Report the number of lines that include "components", with no additional text.
=-=-=
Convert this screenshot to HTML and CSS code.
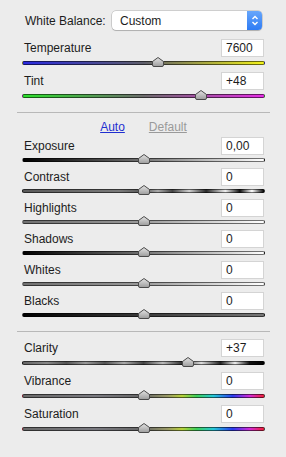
FILE: index.html
```html
<!DOCTYPE html>
<html lang="en">
<head>
    <meta charset="UTF-8">
    <title>Basic</title>
    <link rel="stylesheet" href="styles.css">
</head>
<body>
    <svg width="0" height="0" class="defs">
        <defs>
            <linearGradient id="thumbFill" x1="0" y1="0" x2="0" y2="1">
                <stop offset="0" stop-color="#e4e4e4"/>
                <stop offset="1" stop-color="#9c9c9c"/>
            </linearGradient>
            <symbol id="thumb" viewBox="0 0 12 10">
                <path d="M6 0.5 L11.5 4.5 L11.5 8 Q11.5 9.5 10 9.5 L2 9.5 Q0.5 9.5 0.5 8 L0.5 4.5 Z" fill="url(#thumbFill)" stroke="#4a4a4a" stroke-width="1"/>
            </symbol>
        </defs>
    </svg>

    <div class="panel">
        <div class="wb">
            <span class="wb-label">White Balance:</span>
            <div class="select">
                <span>Custom</span>
                <span class="stepper">
                    <svg width="8" height="11" viewBox="0 0 8 11"><path d="M1.5 4 L4 1.5 L6.5 4 M1.5 7 L4 9.5 L6.5 7" fill="none" stroke="#fff" stroke-width="1.4"/></svg>
                </span>
            </div>
        </div>

        <div class="group wide">
            <div class="control">
                <div class="head"><span>Temperature</span><input class="value" value="7600"></div>
                <div class="track t-temp"><svg class="thumb" style="left:56%"><use href="#thumb"/></svg></div>
            </div>
            <div class="control">
                <div class="head"><span>Tint</span><input class="value" value="+48"></div>
                <div class="track t-tint"><svg class="thumb" style="left:73.7%"><use href="#thumb"/></svg></div>
            </div>
        </div>

        <hr class="sep">

        <div class="links"><a href="#" class="auto">Auto</a><a href="#" class="default">Default</a></div>

        <div class="group">
            <div class="control">
                <div class="head"><span>Exposure</span><input class="value" value="0,00"></div>
                <div class="track t-exposure"><svg class="thumb" style="left:50%"><use href="#thumb"/></svg></div>
            </div>
            <div class="control">
                <div class="head"><span>Contrast</span><input class="value" value="0"></div>
                <div class="track t-contrast"><svg class="thumb" style="left:50%"><use href="#thumb"/></svg></div>
            </div>
            <div class="control">
                <div class="head"><span>Highlights</span><input class="value" value="0"></div>
                <div class="track t-highlights"><svg class="thumb" style="left:50%"><use href="#thumb"/></svg></div>
            </div>
            <div class="control">
                <div class="head"><span>Shadows</span><input class="value" value="0"></div>
                <div class="track t-shadows"><svg class="thumb" style="left:50%"><use href="#thumb"/></svg></div>
            </div>
            <div class="control">
                <div class="head"><span>Whites</span><input class="value" value="0"></div>
                <div class="track t-whites"><svg class="thumb" style="left:50%"><use href="#thumb"/></svg></div>
            </div>
            <div class="control">
                <div class="head"><span>Blacks</span><input class="value" value="0"></div>
                <div class="track t-blacks"><svg class="thumb" style="left:50%"><use href="#thumb"/></svg></div>
            </div>
        </div>

        <hr class="sep">

        <div class="group wide presence">
            <div class="control">
                <div class="head"><span>Clarity</span><input class="value" value="+37"></div>
                <div class="track t-clarity"><svg class="thumb" style="left:68.3%"><use href="#thumb"/></svg></div>
            </div>
            <div class="control">
                <div class="head"><span>Vibrance</span><input class="value" value="0"></div>
                <div class="track t-color"><svg class="thumb" style="left:50%"><use href="#thumb"/></svg></div>
            </div>
            <div class="control">
                <div class="head"><span>Saturation</span><input class="value" value="0"></div>
                <div class="track t-color"><svg class="thumb" style="left:50%"><use href="#thumb"/></svg></div>
            </div>
        </div>
    </div>
</body>
</html>
```

FILE: styles.css
```css
body {
    margin: 0;
    background-color: #ececec;
    font-family: "Liberation Sans", Arial, sans-serif;
    font-size: 12px;
    color: #1c1c1c;
}
.defs {
    position: absolute;
}
.panel {
    padding: 11px 21px 0 22px;
}
.wb {
    display: flex;
    align-items: center;
    height: 19px;
    margin-bottom: 9px;
}
.wb-label {
    width: 87px;
    padding-left: 3px;
}
.select {
    flex: 1;
    margin-right: 3px;
    height: 19px;
    box-sizing: border-box;
    display: flex;
    align-items: center;
    justify-content: space-between;
    background-color: #fff;
    border-radius: 4px;
    box-shadow: 0 0 0 0.5px rgba(0,0,0,0.25), 0 1px 1px rgba(0,0,0,0.15);
    padding-left: 8px;
    overflow: hidden;
}
.stepper {
    width: 15px;
    height: 19px;
    display: flex;
    align-items: center;
    justify-content: center;
    background: linear-gradient(#67a6fb, #2f7cf4);
}
.control {
    margin-bottom: 6px;
}
.wide .control {
    margin-bottom: 7px;
}
.head {
    display: flex;
    align-items: center;
    justify-content: space-between;
    height: 18px;
    padding-left: 2px;
}
.value {
    width: 43px;
    height: 18px;
    box-sizing: border-box;
    margin: 0 1px 0 0;
    padding: 0 4px;
    border: 1px solid #d4d4d4;
    background-color: #fff;
    font-family: inherit;
    font-size: 12px;
    color: #1c1c1c;
    outline: none;
}
.track {
    position: relative;
    height: 4px;
    margin-top: 3px;
    box-sizing: border-box;
    border: 1px solid rgba(0,0,0,0.55);
    border-radius: 2px;
}
.wide .track {
    margin-top: 4px;
}
.thumb {
    position: absolute;
    top: -5px;
    width: 12px;
    height: 10px;
    margin-left: -6px;
}
.t-temp {
    background: linear-gradient(to right, #2a2ae0, #5e5e6a 50%, #f2f21a);
}
.t-tint {
    background: linear-gradient(to right, #2ee02e, #6c6c6c 50%, #e62ee6);
}
.t-exposure, .t-shadows {
    background: linear-gradient(to right, #000, #666 45%, #fff);
}
.t-contrast {
    background: linear-gradient(to right, #5a5a5a, #7a7a7a 40%, #555 50%, #aaa 56%, #444 62%, #d0d0d0 69%, #2a2a2a 76%, #eee 84%, #111 90%, #fff 95%, #000);
}
.t-highlights, .t-whites {
    background: linear-gradient(to right, #707070, #9a9a9a 50%, #fff);
}
.t-blacks {
    background: linear-gradient(to right, #000, #3a3a3a 50%, #777);
}
.t-clarity {
    background: linear-gradient(to right, #666, #888 10%, #555 18%, #999 26%, #555 34%, #aaa 42%, #444 50%, #bbb 58%, #333 66%, #ddd 74%, #222 82%, #eee 88%, #111 94%, #000);
}
.t-color {
    background: linear-gradient(to right, #6a6a6a, #7a7a80 30%, #666 50%, #9a9a66 60%, #b8d23a 66%, #3ed05a 72%, #26c8d8 79%, #2a3cf0 87%, #d42ad8 94%, #f0203a);
}
.sep {
    margin: 14px -5px 0 -5px;
    border: none;
    border-top: 1px solid #b8b8b8;
    height: 0;
}
.links {
    display: flex;
    justify-content: center;
    gap: 24px;
    line-height: 14px;
    margin: 7px 0 3px 0;
}
.links a {
    text-decoration: underline;
}
.auto {
    color: #1f2fd0;
}
.default {
    color: #9a9a9a;
}
.presence {
    margin-top: 7px;
}
```
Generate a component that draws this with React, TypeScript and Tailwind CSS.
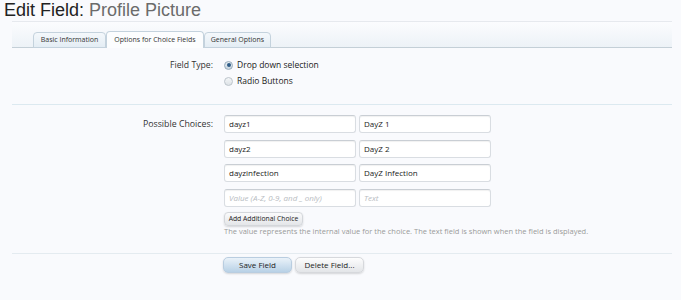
export default function App() {
  const rows: [string, string][] = [
    ["dayz1", "DayZ 1"],
    ["dayz2", "DayZ 2"],
    ["dayzinfection", "DayZ Infection"],
  ];
  const inputCls =
    "h-[18px] w-[132px] rounded-[3px] border border-[#d9dde2] border-t-[#c9ced4] bg-white pl-[4px] text-[8px] leading-[16px] text-[#222] shadow-[inset_0_1px_1px_rgba(0,0,0,0.06)] whitespace-nowrap overflow-hidden";
  return (
    <div className="min-h-[300px] w-[681px] bg-[#f9fafd] font-['Open_Sans',sans-serif] text-[#333]">
      <div className="h-[21px] pl-[4px] font-['Liberation_Sans',Arial,sans-serif] text-[18px] leading-[21px] whitespace-nowrap">
        <span className="text-[#222]">Edit Field: </span>
        <span className="text-[#6b6b6b]">Profile Picture</span>
      </div>
      <div className="ml-[12px] mr-[9px]">
        {/* tab bar */}
        <div className="flex h-[27px] items-end border-t border-b border-t-[#e6e9ee] border-b-[#c4cfd7] bg-gradient-to-b from-[#fbfcfe] to-[#edf2f7] pl-[21px]">
          <div className="-mb-px flex h-[16px] w-[73px] items-center justify-center whitespace-nowrap rounded-t-[4px] border border-[#c4d2dd] bg-gradient-to-b from-[#f4f8fb] to-[#e4edf4] text-[7px] text-[#333]">
            Basic Information
          </div>
          <div className="-mb-px flex h-[17px] w-[98px] items-center justify-center whitespace-nowrap rounded-t-[4px] border border-b-0 border-[#c4d2dd] bg-[#fcfdfe] text-[7px] text-[#333]">
            Options for Choice Fields
          </div>
          <div className="-mb-px flex h-[16px] w-[67px] items-center justify-center whitespace-nowrap rounded-t-[4px] border border-[#c4d2dd] bg-gradient-to-b from-[#f4f8fb] to-[#e4edf4] text-[7px] text-[#333]">
            General Options
          </div>
        </div>

        {/* field type */}
        <div className="grid grid-cols-[201px_1fr] gap-x-[11px] pt-[9px] pb-[15px]">
          <div className="text-right text-[8.7px] leading-[16px] text-[#333]">Field Type:</div>
          <div className="flex flex-col text-[8.5px] leading-[16px] text-[#222]">
            <div className="flex items-center">
              <span className="flex h-[9px] w-[9px] items-center justify-center rounded-full border border-[#97abbb] bg-gradient-to-b from-[#e8eef3] to-[#c7d4de]">
                <span className="h-[4px] w-[4px] rounded-full bg-[#2f5b86]" />
              </span>
              <span className="ml-[4px]">Drop down selection</span>
            </div>
            <div className="flex items-center">
              <span className="h-[9px] w-[9px] rounded-full border border-[#bcc4cb] bg-gradient-to-b from-[#f4f6f8] to-[#dde2e6]" />
              <span className="ml-[4px]">Radio Buttons</span>
            </div>
          </div>
        </div>

        {/* possible choices */}
        <div className="border-t border-[#dce9f0] pt-[10px] pb-[16px]">
          <div className="grid grid-cols-[201px_1fr] gap-x-[11px]">
            <div className="pt-[1px] text-right text-[8.8px] leading-[16px] text-[#333]">Possible Choices:</div>
            <div className="flex flex-col gap-[6.5px]">
              {rows.map(([v, t]) => (
                <div key={v} className="flex gap-[3px]">
                  <div className={inputCls}>{v}</div>
                  <div className={inputCls}>{t}</div>
                </div>
              ))}
              <div className="flex gap-[3px]">
                <div className={inputCls + " italic !text-[#b8bcc2]"}>Value (A-Z, 0-9, and _ only)</div>
                <div className={inputCls + " italic !text-[#b8bcc2]"}>Text</div>
              </div>
              <div className="-mt-[1px] flex flex-col">
                <div className="flex h-[14px] w-[79px] items-center justify-center whitespace-nowrap rounded-[4px] border border-[#d4d7db] bg-gradient-to-b from-[#fbfbfc] to-[#e4e6e9] text-[6.8px] text-[#222] shadow-[0_1px_2px_rgba(0,0,0,0.15)]">
                  Add Additional Choice
                </div>
                <div className="whitespace-nowrap text-[7.5px] leading-[11px] text-[#9a9a9a]">
                  The value represents the internal value for the choice. The text field is shown when the field is displayed.
                </div>
              </div>
            </div>
          </div>
        </div>

        {/* buttons */}
        <div className="flex gap-[3px] border-t border-[#e4ebf0] pt-[3px] pl-[211px]">
          <div className="flex h-[16px] w-[69px] items-center justify-center rounded-[5px] border border-[#b9cde0] bg-gradient-to-b from-[#eaf2f9] to-[#b8d1e6] text-[8px] text-[#222] shadow-[0_1px_2px_rgba(0,0,0,0.15)]">
            Save Field
          </div>
          <div className="flex h-[16px] w-[69px] items-center justify-center rounded-[5px] border border-[#d6d8dc] bg-gradient-to-b from-[#fdfdfd] to-[#e3e5e8] text-[8px] text-[#222] shadow-[0_1px_2px_rgba(0,0,0,0.15)]">
            Delete Field...
          </div>
        </div>
      </div>
    </div>
  );
}
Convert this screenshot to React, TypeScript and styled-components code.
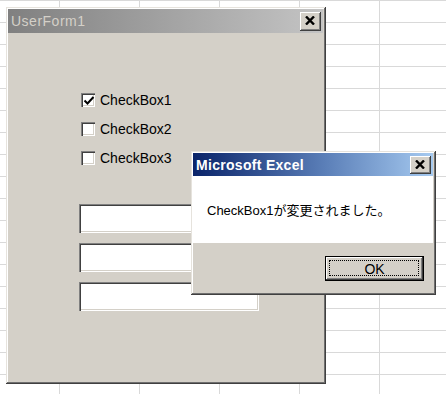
import React from "react";
import styled, { createGlobalStyle } from "styled-components";

const GlobalStyle = createGlobalStyle`
  html, body {
    margin: 0;
    padding: 0;
    background: #fff;
  }
  body {
    font-family: "Liberation Sans", "Noto Sans CJK JP", sans-serif;
  }
`;

const checkLabels = ["CheckBox1", "CheckBox2", "CheckBox3"];

export default function App() {
  return (
    <>
      <GlobalStyle />
      <Sheet>
        {/* UserForm */}
        <Win $x={6} $y={7} $w={320} $h={377}>
          <TitleBar $active={false} $h={24}>
            <TitleText $active={false}>UserForm1</TitleText>
            <CloseBtn $h={19}>
              <XGlyph />
            </CloseBtn>
          </TitleBar>
          <FormClient>
            <CheckList>
              {checkLabels.map((label, i) => (
                <CheckRow key={label}>
                  <CheckBox>{i === 0 && <CheckMark />}</CheckBox>
                  <CheckText>{label}</CheckText>
                </CheckRow>
              ))}
            </CheckList>
            <TextBoxList>
              <TextBox />
              <TextBox />
              <TextBox />
            </TextBoxList>
          </FormClient>
        </Win>

        {/* MsgBox */}
        <Win $x={191} $y={151} $w={245} $h={144}>
          <TitleBar $active $h={23}>
            <TitleText $active>Microsoft Excel</TitleText>
            <CloseBtn $h={18}>
              <XGlyph />
            </CloseBtn>
          </TitleBar>
          <MsgBody>CheckBox1が変更されました。</MsgBody>
          <MsgFooter>
            <OkButton>OK</OkButton>
          </MsgFooter>
        </Win>
      </Sheet>
    </>
  );
}

function XGlyph() {
  return (
    <svg width="10" height="9" viewBox="0 0 10 9">
      <path
        d="M1 0.5 L9 8.5 M9 0.5 L1 8.5"
        stroke="#000"
        strokeWidth="2.4"
        fill="none"
      />
    </svg>
  );
}

function CheckMark() {
  return (
    <svg width="12" height="12" viewBox="0 0 12 12">
      <path
        d="M1.5 5.5 L4.5 8.5 L10.5 2"
        stroke="#000"
        strokeWidth="2"
        fill="none"
      />
    </svg>
  );
}

/* ===== styled components ===== */

const Sheet = styled.div`
  position: relative;
  width: 446px;
  height: 394px;
  overflow: hidden;
  background-color: #fff;
  background-image: linear-gradient(to right, #d9d9d9 1px, transparent 1px),
    linear-gradient(to bottom, #d9d9d9 1px, transparent 1px);
  background-size: 80px 22px;
  background-position: 59px 0;
`;

// windows float on the sheet, so they keep their own place
const Win = styled.div<{ $x: number; $y: number; $w: number; $h: number }>`
  position: absolute;
  left: ${(p) => p.$x}px;
  top: ${(p) => p.$y}px;
  width: ${(p) => p.$w}px;
  height: ${(p) => p.$h}px;
  box-sizing: border-box;
  padding: 2px 3px 3px 2px;
  background: #d4d0c8;
  display: flex;
  flex-direction: column;
  box-shadow: inset -1px -1px #404040, inset 1px 1px #e6e3dd,
    inset -2px -2px #6f6f6f, inset 2px 2px #fff;
`;

const TitleBar = styled.div<{ $active: boolean; $h: number }>`
  height: ${(p) => p.$h}px;
  flex-shrink: 0;
  display: flex;
  align-items: center;
  justify-content: space-between;
  padding: 0 2px 0 3px;
  background: ${(p) =>
    p.$active
      ? "linear-gradient(to right, #0a246a 0%, #5b7fb8 55%, #a6caf0 100%)"
      : "linear-gradient(to right, #808080, #c4c4c4)"};
`;

const TitleText = styled.span<{ $active: boolean }>`
  font-size: 14px;
  font-weight: ${(p) => (p.$active ? 700 : 400)};
  letter-spacing: ${(p) => (p.$active ? "0.3px" : "0.5px")};
  color: ${(p) => (p.$active ? "#fff" : "#d4d0c8")};
  white-space: nowrap;
`;

const CloseBtn = styled.div<{ $h: number }>`
  width: 21px;
  height: ${(p) => p.$h}px;
  box-sizing: border-box;
  display: flex;
  align-items: center;
  justify-content: center;
  padding: 0 1px 1px 0;
  background: #d4d0c8;
  box-shadow: inset -1px -1px #404040, inset 1px 1px #fff,
    inset -2px -2px #808080;
`;

const FormClient = styled.div`
  flex: 1;
  display: flex;
  flex-direction: column;
  gap: 39px;
  padding: 60px 0 0 71px;
`;

const CheckList = styled.div`
  display: flex;
  flex-direction: column;
  gap: 15px;
  padding-left: 2px;
`;

const CheckRow = styled.div`
  display: flex;
  align-items: center;
  gap: 5px;
  height: 14px;
`;

const CheckBox = styled.div`
  width: 14px;
  height: 14px;
  box-sizing: border-box;
  background: #fff;
  display: flex;
  align-items: center;
  justify-content: center;
  padding: 1px 0 0 1px;
  box-shadow: inset 1px 1px #808080, inset 2px 2px #404040,
    inset -1px -1px #fff, inset -2px -2px #d4d0c8;
`;

const CheckText = styled.span`
  font-size: 14px;
  line-height: 14px;
  color: #000;
`;

const TextBoxList = styled.div`
  display: flex;
  flex-direction: column;
  gap: 10px;
`;

const TextBox = styled.div`
  width: 180px;
  height: 29px;
  background: #fff;
  box-shadow: inset 1px 1px #808080, inset 2px 2px #404040,
    inset -1px -1px #fff, inset -2px -2px #d4d0c8;
`;

const MsgBody = styled.div`
  height: 67px;
  flex-shrink: 0;
  box-sizing: border-box;
  background: #fff;
  padding: 27px 0 0 14px;
  font-size: 13px;
  line-height: 16px;
  color: #000;
  white-space: nowrap;
`;

const MsgFooter = styled.div`
  flex: 1;
  display: flex;
  justify-content: flex-end;
  align-items: flex-start;
  padding: 13px 9px 0 0;
`;

const OkButton = styled.div`
  position: relative;
  width: 99px;
  height: 25px;
  box-sizing: border-box;
  border: 1px solid #000;
  background: #d4d0c8;
  display: flex;
  align-items: center;
  justify-content: center;
  font-size: 14px;
  color: #000;
  box-shadow: inset -1px -1px #404040, inset 1px 1px #fff,
    inset -2px -2px #808080;

  &::after {
    content: "";
    position: absolute;
    inset: 3px 4px 4px 3px;
    border: 1px dotted #000;
  }
`;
=-=-=
** Response for this exercise **
3